Vermont Senator Bernie Sanders, an avowed independent Socialist, has decided to run for the Democratic presidential nomination… He thinks the American economy is fundamentally unfair, and that government must tax and spend even more heavily… He thinks Social Security should increase benefits, no matter that it is heading toward insolvency. Higher taxes can make up the difference. …He wants single-payer health care, though his own state gave up the experiment as too expensive.
So what’s my disagreement?
I realize I’m being a nit-picker, but I don’t like the fact that the WSJ editorial is entitled “An Honest Socialist.”
My gripe is that Sanders isn’t honest. A genuine socialist believes in government ownership of the means of production. In other words, nationalized factories, government-run businesses, and collective farms. If Sanders believes in these policies, he’s remarkably reluctant to share his perspective.
In reality, Sanders is like Obama. You can call him a statist, a corporatist, or even (as Tom Sowell correctly notes) a fascist.
In other words, lots of redistribution and lots of back-door government control of the private sector, but not a lot of People’s Factory #58 or People’s Farm #91.
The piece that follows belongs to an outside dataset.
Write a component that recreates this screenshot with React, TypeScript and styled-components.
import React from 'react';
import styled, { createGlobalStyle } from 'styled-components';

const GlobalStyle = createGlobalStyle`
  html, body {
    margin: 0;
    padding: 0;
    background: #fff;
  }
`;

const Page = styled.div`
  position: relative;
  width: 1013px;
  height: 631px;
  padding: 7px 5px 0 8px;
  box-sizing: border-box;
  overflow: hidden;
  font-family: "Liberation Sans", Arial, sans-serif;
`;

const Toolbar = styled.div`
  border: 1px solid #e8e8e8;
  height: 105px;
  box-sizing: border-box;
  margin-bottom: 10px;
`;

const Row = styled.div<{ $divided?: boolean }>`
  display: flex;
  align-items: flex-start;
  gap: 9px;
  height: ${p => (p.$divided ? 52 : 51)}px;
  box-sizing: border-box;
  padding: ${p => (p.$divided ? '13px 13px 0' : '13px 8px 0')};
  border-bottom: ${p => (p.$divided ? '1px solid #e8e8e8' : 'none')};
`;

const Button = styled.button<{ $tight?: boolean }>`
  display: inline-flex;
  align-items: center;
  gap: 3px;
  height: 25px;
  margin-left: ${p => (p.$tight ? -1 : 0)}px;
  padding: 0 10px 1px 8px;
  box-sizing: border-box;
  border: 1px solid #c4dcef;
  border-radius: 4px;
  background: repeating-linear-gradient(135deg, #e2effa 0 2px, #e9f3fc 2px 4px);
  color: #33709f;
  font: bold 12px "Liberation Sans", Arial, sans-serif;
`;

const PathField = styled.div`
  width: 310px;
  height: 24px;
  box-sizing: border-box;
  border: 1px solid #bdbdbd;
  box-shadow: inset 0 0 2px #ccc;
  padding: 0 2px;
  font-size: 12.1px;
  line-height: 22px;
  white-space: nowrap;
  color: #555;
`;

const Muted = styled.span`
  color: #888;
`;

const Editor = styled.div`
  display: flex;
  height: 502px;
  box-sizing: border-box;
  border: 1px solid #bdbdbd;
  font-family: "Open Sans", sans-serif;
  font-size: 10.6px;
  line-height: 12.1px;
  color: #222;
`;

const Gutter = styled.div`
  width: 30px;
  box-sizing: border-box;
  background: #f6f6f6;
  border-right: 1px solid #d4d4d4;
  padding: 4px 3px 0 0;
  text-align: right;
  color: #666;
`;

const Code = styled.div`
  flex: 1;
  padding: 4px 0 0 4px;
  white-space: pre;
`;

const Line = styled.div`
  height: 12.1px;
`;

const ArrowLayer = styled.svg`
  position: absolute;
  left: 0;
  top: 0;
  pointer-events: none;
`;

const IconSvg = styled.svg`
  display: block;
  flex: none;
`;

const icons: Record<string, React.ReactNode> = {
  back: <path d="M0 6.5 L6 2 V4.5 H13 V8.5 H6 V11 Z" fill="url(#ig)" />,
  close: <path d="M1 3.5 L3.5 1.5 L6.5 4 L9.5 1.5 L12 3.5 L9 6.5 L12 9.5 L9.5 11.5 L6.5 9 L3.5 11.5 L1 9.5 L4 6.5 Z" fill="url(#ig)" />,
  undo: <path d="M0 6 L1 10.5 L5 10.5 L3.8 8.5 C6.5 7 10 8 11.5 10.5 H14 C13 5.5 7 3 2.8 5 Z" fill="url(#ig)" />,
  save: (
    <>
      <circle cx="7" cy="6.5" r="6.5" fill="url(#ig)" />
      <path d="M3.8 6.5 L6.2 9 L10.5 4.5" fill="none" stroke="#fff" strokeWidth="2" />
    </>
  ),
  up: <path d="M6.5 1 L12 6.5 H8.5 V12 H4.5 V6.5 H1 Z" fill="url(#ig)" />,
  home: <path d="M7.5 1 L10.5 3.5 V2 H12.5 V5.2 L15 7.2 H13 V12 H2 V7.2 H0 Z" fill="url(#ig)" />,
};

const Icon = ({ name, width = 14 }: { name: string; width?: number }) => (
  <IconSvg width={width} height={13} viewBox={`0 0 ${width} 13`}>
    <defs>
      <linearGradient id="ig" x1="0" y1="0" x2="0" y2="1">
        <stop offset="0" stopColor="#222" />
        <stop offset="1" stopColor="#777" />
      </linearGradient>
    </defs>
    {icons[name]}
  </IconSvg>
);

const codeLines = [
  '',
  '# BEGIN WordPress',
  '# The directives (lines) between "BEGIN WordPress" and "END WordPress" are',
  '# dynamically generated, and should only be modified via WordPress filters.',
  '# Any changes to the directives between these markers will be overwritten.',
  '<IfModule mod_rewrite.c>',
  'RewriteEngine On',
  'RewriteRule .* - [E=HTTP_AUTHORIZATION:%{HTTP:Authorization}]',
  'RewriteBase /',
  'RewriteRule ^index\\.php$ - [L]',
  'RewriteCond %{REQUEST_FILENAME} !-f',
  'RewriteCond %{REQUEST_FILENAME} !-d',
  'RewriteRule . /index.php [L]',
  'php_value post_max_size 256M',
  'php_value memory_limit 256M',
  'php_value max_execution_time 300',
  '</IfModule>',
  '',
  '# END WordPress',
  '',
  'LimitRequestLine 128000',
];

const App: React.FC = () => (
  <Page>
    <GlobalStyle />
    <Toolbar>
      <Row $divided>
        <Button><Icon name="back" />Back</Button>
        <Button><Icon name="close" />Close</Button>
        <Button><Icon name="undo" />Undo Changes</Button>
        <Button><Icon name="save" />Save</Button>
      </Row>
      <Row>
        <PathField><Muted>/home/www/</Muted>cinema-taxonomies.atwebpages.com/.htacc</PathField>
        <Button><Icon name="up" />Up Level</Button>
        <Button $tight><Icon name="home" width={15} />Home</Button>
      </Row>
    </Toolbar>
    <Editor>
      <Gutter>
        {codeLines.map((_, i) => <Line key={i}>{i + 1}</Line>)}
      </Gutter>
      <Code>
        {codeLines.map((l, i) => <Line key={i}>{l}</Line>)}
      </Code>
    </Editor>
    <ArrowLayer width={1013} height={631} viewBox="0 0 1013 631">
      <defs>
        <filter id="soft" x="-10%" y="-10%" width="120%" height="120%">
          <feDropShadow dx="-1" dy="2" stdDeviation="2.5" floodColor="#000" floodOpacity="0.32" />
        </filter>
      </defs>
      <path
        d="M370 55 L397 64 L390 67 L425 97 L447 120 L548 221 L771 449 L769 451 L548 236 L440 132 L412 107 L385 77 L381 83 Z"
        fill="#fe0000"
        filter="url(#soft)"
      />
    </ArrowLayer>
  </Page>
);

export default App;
Though it is true that Sanders wants the government to directly run the healthcare system (akin to the horrifying U.K. approach), but at most that means he’s a “partial socialist” (or, to modify the WSJ‘s title, a “mostly dishonest socialist”).
Moreover, he doesn’t bring anything new to the presidential race, at least from a policy perspective.
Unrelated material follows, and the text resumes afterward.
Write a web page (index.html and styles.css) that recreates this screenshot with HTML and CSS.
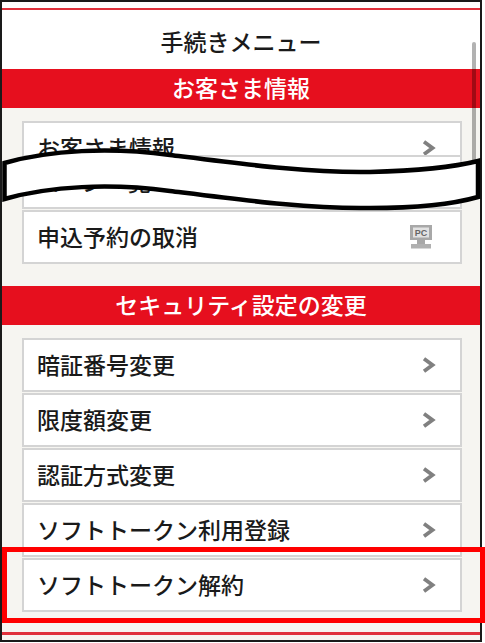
FILE: index.html
```html
<!DOCTYPE html>
<html>
<head>
    <title>手続きメニュー</title>
    <link rel="stylesheet" href="styles.css">
</head>
<body>
    <div class="screen">
        <div class="frame">
            <div class="top-line"></div>
            <h1 class="title">手続きメニュー</h1>

            <h2 class="section-title">お客さま情報</h2>
            <div class="section">
                <a class="row">
                    <span>お客さま情報</span>
                    <svg class="chevron" viewBox="0 0 14 16"><path d="M2 1.8 L10.5 8 L2 14.2"/></svg>
                </a>
                <a class="row row-cut">
                    <span>ローン一覧</span>
                    <svg class="chevron" viewBox="0 0 14 16"><path d="M2 1.8 L10.5 8 L2 14.2"/></svg>
                </a>
                <a class="row">
                    <span>申込予約の取消</span>
                    <svg class="pc-icon" viewBox="0 0 22 24">
                        <rect x="0" y="0" width="22" height="15" fill="#a8a8a8"/>
                        <rect x="3" y="2.5" width="16" height="10" fill="#e2e2e2"/>
                        <text x="11" y="11" text-anchor="middle">PC</text>
                        <rect x="7" y="15" width="8" height="4" fill="#a8a8a8"/>
                        <rect x="1" y="19" width="20" height="4.5" fill="#b0b0b0"/>
                    </svg>
                </a>
            </div>

            <h2 class="section-title">セキュリティ設定の変更</h2>
            <div class="section section-last">
                <a class="row">
                    <span>暗証番号変更</span>
                    <svg class="chevron" viewBox="0 0 14 16"><path d="M2 1.8 L10.5 8 L2 14.2"/></svg>
                </a>
                <a class="row">
                    <span>限度額変更</span>
                    <svg class="chevron" viewBox="0 0 14 16"><path d="M2 1.8 L10.5 8 L2 14.2"/></svg>
                </a>
                <a class="row">
                    <span>認証方式変更</span>
                    <svg class="chevron" viewBox="0 0 14 16"><path d="M2 1.8 L10.5 8 L2 14.2"/></svg>
                </a>
                <a class="row">
                    <span>ソフトトークン利用登録</span>
                    <svg class="chevron" viewBox="0 0 14 16"><path d="M2 1.8 L10.5 8 L2 14.2"/></svg>
                </a>
                <a class="row">
                    <span>ソフトトークン解約</span>
                    <svg class="chevron" viewBox="0 0 14 16"><path d="M2 1.8 L10.5 8 L2 14.2"/></svg>
                </a>
                <div class="bottom-line"></div>
            </div>
        </div>

        <div class="scrollbar"></div>

        <!-- torn strip laid over the page -->
        <svg class="tear" viewBox="0 0 485 643">
            <path d="M4.5 163 C50 150 110 147 170 155 C250 165 310 173 370 172 C410 171 450 168 478 161 L478 197 C450 205 410 208 370 208 C310 209 250 201 170 191 C110 183 50 186 4.5 199 Z"/>
        </svg>

        <div class="highlight"></div>
    </div>
</body>
</html>
```

FILE: styles.css
```css
body {
    margin: 0;
    font-family: "Noto Sans CJK JP", "Noto Sans", sans-serif;
    background: white;
}

.screen {
    position: relative;
    width: 485px;
    height: 643px;
    overflow: hidden;
}

.frame {
    box-sizing: border-box;
    width: 482px;
    height: 642px;
    border: 2px solid #1a1a1a;
    background: white;
    overflow: hidden;
}

.top-line {
    height: 2px;
    margin-top: 6px;
    background: #e0313c;
}

.title {
    box-sizing: border-box;
    height: 59px;
    margin: 0;
    padding-top: 2px;
    display: flex;
    justify-content: center;
    align-items: center;
    font-size: 23px;
    font-weight: 500;
    color: #1a1a1a;
}

.section-title {
    box-sizing: border-box;
    height: 39px;
    margin: 0;
    padding-bottom: 3px;
    display: flex;
    justify-content: center;
    align-items: center;
    background: #e60f1e;
    color: white;
    font-size: 23px;
    font-weight: 500;
}

.section {
    display: flex;
    flex-direction: column;
    gap: 1px;
    padding: 13px 18px 22px 20px;
    background: #f6f5f1;
}

.section-last {
    height: 400px;
}

.row {
    box-sizing: border-box;
    height: 54px;
    flex-shrink: 0;
    display: flex;
    justify-content: space-between;
    align-items: center;
    padding: 0 24px 0 13px;
    border: 2px solid #d4d4d4;
    background: white;
    font-size: 23px;
    font-weight: 500;
    color: #1a1a1a;
}

.row span {
    padding-bottom: 3px;
}

.row-cut {
    margin-top: -21px;
}

.chevron {
    width: 14px;
    height: 16px;
    fill: none;
    stroke: #808080;
    stroke-width: 3.8;
}

.pc-icon {
    width: 22px;
    height: 24px;
    margin-right: 4px;
}

.pc-icon text {
    font-family: "Liberation Sans", sans-serif;
    font-size: 9px;
    font-weight: 700;
    fill: #666;
}

.bottom-line {
    height: 3px;
    margin: 19px -18px 0 -20px;
    background: #e0313c;
}

.scrollbar {
    position: absolute;
    left: 472px;
    top: 42px;
    width: 4px;
    height: 125px;
    border-radius: 2px;
    background: rgba(0, 0, 0, 0.3);
}

.tear {
    position: absolute;
    left: 0;
    top: 0;
    width: 485px;
    height: 643px;
    fill: white;
    stroke: black;
    stroke-width: 4.5;
}

.highlight {
    position: absolute;
    left: 2px;
    top: 547px;
    box-sizing: border-box;
    width: 483px;
    height: 76px;
    border: 5px solid #ff0000;
}
```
There’s only a trivially small difference, for instance, between Hillary Clinton’s lifetime rating of 10.6 from the National Taxpayers Union and Bernie Sanders’ lifetime rating of 9.4. They both earned their failing grades by spending other people’s money with reckless abandon.
Though it’s worth noting that both Clinton and Sanders are “more frugal” than Barack Obama, who earned a lifetime rating of 9.0. I guess this is why the phrase “damning with faint praise” was invented.
The only difference between Hillary, Obama, and Sanders is tone. Here’s some of what Charles Cooke wrote for National Review.
Sanders does not play games with words…he steadfastly refuses to pretend that he represents moderation. …Sanders is to public policy and professional politicking what Joe Biden is to personality. He is open, blunt, unapologetic, compelling, ready to debate.
Which is in stark contrast to Hillary Clinton’s pabulum.
…the Democratic primary is being dominated by a corrupt, controlling, soulless, cynical, entitled, and mostly synthetic avatar named Hillary Clinton, and, in consequence, it is almost entirely devoid of ideas. …Hillary and her team stick to meaningless and saccharine banalities, almost all of which, one presumes, have been poll-tested within a fraction of an inch. …At no time does she stake out a vision. At no time does she adopt a controversial or momentous position. Instead, she hides behind corporately assembled strings of mawkish, semi-literate tosh.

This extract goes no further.